Die U. of P. wird von der Apollo-Group finanziert, deren Aktienwert seit 1994 von zwei auf 35 Dollar pro Aktie gestiegen ist. John Sperling ist Präsident der Firma. Seine Universität ist auch ein Profit-Unternehmen, das von Politikern als Zukunftsmodell angesehen wird - als Mischform aus einer Bildungsstätte, einem Geldgeber und einem Technologiekonzern. Öffentliche Bildung plus McDonalds plus Microsoft gleich Zukunft. Man hält bereits Ausschau nach neuen Märkten für ein progressives Fernstudium. Sperling erwartet in Asien Millionen von Kunden für die Ausbildung in Informationssystemen. Aber auch in den USA steht das praktische Markt-Modell schon für eine Erweiterung bereit: Die öffentlichen Schulen könnten gleitend in ein System aus Privat- und Profitschulen umgewandelt werden. Eine Firma wie Apollo dürfte dann eine Kette von Schulen besitzen, Management zur Verfügung stellen und marktorientiertes Lehrmaterial erarbeiten.

Bildung als Produkt. Denken ist out. Intellektuelle Neugier muß professionellem Strebertum weichen. Ideen haben nur Wert, wenn sie einen materiellen Nutzen haben. Praxis steht über Verständnis. Aber an manchen Hochschulen gibt es auch einen Abschlußkurs in Knigge. Studenten wird beigebracht, wie man sich zu kleiden und zu verhalten hat. Das öffnet die Tür zu Jobs und somit zur Chefetage. Über Phoenix wird berichtet, daß im Büro des Direktors nur drei Bücher stehen: eins über Ausbildung und Leistung, eins über persönliche Führungsqualitäten, eins über Team- und Organisationsentwicklung. Besser soll es im Buchladen der Universität aber auch nicht aussehen. Der ist eher eine Boutique mit Rucksäcken, T-Shirts, Biergläsern und Kaffeetassen. Bücher muß man auf einer Liste bestellen - es gibt nur zur U. of P. passende Lehrbücher. In der Bibliothek gibt es ebenfalls keine Bücher. Der Ersatz sind Computer und Tausende durch Online-Liste zu findende Fachzeitschriften. Der Präsident der Universität sagt, daß die hier Studierenden keine Bildung wollen.

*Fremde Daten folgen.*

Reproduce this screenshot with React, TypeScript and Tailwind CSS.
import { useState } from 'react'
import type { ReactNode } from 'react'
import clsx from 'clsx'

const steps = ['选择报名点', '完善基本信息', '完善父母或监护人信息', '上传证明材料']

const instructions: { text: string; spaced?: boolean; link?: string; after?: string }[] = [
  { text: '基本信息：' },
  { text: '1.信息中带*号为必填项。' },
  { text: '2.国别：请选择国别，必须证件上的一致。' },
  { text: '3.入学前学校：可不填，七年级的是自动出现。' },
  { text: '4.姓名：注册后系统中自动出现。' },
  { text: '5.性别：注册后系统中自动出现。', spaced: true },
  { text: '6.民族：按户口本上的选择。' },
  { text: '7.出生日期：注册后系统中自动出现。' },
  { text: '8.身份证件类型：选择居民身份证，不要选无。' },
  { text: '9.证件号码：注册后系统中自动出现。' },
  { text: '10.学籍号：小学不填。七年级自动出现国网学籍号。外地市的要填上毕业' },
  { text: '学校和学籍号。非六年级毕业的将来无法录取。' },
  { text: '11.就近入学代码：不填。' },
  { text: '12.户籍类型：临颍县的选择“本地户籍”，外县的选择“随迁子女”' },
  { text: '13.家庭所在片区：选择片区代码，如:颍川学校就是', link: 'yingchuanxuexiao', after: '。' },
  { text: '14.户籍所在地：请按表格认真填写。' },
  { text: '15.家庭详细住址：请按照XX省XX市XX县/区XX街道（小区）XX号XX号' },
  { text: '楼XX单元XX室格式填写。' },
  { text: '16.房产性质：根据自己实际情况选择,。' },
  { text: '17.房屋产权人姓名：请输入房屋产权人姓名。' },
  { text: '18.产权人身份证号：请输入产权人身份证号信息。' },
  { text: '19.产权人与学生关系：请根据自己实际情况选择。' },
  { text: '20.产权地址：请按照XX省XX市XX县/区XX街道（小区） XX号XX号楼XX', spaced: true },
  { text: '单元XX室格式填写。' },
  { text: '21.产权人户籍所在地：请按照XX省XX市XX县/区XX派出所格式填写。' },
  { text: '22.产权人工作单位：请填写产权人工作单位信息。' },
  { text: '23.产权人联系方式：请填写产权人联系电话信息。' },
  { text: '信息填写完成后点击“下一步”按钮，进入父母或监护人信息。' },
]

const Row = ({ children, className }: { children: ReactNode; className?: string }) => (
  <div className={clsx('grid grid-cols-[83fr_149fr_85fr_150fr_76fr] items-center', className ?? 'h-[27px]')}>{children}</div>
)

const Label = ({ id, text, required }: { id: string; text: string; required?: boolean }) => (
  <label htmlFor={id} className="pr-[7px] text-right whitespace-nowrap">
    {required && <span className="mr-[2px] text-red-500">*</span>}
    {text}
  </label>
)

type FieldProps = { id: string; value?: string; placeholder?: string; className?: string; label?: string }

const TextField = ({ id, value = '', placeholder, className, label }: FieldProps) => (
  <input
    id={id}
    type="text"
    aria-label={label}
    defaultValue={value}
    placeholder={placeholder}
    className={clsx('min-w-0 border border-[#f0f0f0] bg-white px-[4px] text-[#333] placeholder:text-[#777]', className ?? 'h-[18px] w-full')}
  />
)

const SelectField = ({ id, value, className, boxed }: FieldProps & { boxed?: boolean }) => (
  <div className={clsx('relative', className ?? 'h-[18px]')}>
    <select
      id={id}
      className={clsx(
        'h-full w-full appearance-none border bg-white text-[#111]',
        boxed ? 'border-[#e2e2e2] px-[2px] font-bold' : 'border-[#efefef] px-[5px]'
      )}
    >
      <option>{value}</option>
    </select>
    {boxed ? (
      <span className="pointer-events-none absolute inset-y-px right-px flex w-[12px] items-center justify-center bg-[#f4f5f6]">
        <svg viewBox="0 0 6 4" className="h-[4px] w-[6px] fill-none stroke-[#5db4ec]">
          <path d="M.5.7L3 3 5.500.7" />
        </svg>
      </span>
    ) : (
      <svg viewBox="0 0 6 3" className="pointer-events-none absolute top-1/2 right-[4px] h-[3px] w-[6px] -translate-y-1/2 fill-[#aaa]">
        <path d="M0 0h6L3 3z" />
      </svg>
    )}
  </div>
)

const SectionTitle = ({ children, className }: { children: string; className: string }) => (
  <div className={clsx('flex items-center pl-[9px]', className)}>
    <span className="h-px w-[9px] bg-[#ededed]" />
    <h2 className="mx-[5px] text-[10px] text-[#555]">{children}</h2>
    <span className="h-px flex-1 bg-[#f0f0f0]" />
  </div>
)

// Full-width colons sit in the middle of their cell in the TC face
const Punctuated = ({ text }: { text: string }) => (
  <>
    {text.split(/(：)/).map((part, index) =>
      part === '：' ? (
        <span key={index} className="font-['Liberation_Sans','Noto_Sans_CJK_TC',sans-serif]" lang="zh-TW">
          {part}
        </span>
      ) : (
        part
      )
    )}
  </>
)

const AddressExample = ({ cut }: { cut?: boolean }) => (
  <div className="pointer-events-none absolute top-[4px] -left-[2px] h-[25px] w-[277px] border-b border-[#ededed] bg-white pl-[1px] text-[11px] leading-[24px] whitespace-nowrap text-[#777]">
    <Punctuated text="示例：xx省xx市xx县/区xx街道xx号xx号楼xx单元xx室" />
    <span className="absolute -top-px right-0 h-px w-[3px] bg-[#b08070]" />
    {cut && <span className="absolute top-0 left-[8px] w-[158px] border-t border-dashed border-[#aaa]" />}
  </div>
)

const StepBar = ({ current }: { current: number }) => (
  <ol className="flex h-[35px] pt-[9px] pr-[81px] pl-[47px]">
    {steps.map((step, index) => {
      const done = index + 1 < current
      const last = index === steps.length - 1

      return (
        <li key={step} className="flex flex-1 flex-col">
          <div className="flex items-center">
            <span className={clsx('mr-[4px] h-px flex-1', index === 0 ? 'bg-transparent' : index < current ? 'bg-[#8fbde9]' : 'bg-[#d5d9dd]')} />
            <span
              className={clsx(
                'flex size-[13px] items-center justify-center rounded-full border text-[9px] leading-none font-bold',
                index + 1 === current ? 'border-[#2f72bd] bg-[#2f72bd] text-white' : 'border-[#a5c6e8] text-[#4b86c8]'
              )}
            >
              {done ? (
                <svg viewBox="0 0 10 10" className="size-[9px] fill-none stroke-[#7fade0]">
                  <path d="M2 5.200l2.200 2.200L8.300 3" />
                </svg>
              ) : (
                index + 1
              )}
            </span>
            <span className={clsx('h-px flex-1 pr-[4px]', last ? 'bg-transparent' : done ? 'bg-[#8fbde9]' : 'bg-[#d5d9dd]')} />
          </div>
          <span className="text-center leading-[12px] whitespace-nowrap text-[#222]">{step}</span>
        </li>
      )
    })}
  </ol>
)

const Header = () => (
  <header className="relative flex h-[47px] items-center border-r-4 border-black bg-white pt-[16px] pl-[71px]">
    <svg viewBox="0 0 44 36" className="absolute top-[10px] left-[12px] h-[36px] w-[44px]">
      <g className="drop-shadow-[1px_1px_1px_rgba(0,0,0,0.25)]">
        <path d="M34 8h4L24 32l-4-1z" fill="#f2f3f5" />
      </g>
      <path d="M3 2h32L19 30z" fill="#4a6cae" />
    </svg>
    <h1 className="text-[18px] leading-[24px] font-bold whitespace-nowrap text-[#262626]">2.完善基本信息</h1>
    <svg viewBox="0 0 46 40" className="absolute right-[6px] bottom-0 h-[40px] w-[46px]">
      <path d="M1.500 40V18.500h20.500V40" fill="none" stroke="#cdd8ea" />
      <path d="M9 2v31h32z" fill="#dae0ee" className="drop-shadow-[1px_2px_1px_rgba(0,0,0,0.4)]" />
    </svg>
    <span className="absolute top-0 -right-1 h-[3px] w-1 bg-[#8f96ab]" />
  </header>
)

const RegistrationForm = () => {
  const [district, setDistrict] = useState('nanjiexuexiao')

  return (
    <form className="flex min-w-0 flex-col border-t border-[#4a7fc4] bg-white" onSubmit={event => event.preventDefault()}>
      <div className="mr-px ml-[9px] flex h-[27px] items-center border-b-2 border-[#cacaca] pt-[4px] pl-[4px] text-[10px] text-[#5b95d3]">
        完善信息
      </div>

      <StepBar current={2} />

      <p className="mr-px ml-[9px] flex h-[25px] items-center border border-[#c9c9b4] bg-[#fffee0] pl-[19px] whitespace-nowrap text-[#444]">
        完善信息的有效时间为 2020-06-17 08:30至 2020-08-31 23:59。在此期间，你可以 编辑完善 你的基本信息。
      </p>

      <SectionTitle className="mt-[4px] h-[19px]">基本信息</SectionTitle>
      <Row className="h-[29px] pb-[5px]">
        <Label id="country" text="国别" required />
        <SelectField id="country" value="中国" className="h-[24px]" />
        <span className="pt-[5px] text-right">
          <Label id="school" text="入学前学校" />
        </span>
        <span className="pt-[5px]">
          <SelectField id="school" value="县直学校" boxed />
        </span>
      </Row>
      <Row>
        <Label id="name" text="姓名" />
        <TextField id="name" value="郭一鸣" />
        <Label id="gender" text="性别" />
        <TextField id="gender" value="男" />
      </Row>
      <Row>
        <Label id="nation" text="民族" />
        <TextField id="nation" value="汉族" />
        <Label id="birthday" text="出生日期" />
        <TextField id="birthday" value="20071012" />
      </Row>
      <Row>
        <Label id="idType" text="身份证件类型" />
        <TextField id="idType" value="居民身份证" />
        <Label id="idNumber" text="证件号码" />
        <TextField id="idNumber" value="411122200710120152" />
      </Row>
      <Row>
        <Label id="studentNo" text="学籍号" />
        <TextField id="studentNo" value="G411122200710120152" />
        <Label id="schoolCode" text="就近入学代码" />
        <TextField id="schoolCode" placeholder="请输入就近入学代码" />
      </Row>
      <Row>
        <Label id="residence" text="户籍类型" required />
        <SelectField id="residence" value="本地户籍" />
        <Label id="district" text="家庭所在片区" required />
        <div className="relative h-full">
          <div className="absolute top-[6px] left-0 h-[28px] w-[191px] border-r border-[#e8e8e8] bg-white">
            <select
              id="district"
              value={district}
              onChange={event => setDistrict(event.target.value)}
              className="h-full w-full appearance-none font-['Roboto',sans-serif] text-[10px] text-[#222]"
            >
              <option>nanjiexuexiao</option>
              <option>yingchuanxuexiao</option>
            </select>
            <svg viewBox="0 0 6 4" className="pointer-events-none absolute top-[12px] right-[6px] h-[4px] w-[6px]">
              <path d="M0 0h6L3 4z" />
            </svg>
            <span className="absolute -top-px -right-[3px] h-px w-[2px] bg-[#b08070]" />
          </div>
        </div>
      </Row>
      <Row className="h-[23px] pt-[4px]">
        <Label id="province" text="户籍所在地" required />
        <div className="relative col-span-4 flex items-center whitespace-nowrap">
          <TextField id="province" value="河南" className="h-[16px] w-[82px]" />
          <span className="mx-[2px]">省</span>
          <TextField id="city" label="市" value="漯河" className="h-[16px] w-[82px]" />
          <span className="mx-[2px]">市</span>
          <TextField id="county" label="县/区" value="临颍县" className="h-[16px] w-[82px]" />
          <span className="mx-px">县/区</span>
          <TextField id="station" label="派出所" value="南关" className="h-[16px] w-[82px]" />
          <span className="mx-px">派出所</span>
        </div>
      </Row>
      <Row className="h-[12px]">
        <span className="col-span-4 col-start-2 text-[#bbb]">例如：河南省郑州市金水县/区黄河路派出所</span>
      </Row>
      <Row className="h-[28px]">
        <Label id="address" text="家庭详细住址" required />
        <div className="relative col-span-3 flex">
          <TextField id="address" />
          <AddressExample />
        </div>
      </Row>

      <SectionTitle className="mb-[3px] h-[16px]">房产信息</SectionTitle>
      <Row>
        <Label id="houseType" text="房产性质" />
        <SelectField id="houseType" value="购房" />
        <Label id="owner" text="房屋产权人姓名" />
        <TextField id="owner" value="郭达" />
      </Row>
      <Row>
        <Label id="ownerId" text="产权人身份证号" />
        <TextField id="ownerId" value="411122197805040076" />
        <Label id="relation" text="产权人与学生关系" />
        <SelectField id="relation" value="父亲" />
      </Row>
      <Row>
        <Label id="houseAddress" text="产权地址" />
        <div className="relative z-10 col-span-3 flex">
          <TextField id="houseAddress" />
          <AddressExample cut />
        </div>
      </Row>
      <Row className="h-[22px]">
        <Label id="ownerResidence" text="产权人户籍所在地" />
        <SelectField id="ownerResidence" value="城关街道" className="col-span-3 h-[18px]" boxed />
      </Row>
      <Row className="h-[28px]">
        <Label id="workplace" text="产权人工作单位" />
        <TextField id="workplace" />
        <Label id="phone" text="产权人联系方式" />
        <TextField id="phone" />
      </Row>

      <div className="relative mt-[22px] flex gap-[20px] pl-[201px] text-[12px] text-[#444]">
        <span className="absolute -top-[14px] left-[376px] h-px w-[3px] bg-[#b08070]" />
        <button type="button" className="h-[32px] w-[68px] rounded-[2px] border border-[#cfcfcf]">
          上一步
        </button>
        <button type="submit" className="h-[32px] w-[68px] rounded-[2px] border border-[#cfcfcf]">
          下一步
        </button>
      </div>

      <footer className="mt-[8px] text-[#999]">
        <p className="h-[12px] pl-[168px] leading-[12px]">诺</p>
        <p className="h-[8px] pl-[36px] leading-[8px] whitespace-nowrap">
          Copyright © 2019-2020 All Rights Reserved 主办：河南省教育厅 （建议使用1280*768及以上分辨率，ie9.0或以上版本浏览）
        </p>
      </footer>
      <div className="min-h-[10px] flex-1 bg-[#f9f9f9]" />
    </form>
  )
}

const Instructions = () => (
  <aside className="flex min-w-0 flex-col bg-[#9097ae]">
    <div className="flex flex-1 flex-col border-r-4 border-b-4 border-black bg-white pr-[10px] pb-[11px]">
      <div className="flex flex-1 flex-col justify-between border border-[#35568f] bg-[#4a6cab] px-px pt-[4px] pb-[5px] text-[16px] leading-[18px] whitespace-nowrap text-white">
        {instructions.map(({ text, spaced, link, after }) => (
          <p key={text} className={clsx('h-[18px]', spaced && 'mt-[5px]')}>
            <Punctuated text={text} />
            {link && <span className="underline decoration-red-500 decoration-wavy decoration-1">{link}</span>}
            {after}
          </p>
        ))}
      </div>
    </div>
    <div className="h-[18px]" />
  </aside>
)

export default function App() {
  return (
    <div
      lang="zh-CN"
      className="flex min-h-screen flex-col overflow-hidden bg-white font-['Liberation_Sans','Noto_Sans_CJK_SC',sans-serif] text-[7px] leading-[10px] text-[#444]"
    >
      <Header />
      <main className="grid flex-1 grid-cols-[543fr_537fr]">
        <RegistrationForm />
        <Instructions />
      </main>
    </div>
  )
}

Er verschweigt, wer die Profiteure dieses Modells sind.

Hochschulbildung wird in den USA schon seit geraumer Zeit als Geschäft betrieben. Zwei Drittel aller Highschool-Abgänger besuchen ein College oder eine Universität - das sind derzeit etwa 14 Millionen US-Amerikaner. Die Ziele der 3 700 Colleges werden von den Wünschen ihrer Konsumenten und von Marktinteressen beeinflußt. In einer Studie wurde festgestellt, daß nur ein Sechstel aller College-Studenten dem Typus eines Studierenden mit Vollzeitstudium und Hochschulleben entspricht. Der Rest bevorzugt eine Bildungsstätte, die einer Tankstelle oder einem Supermarkt gleicht: 24-Stunden-Dienstleistung, Parkplatz vor der Tür und regelmäßige Qualitätskontrollen.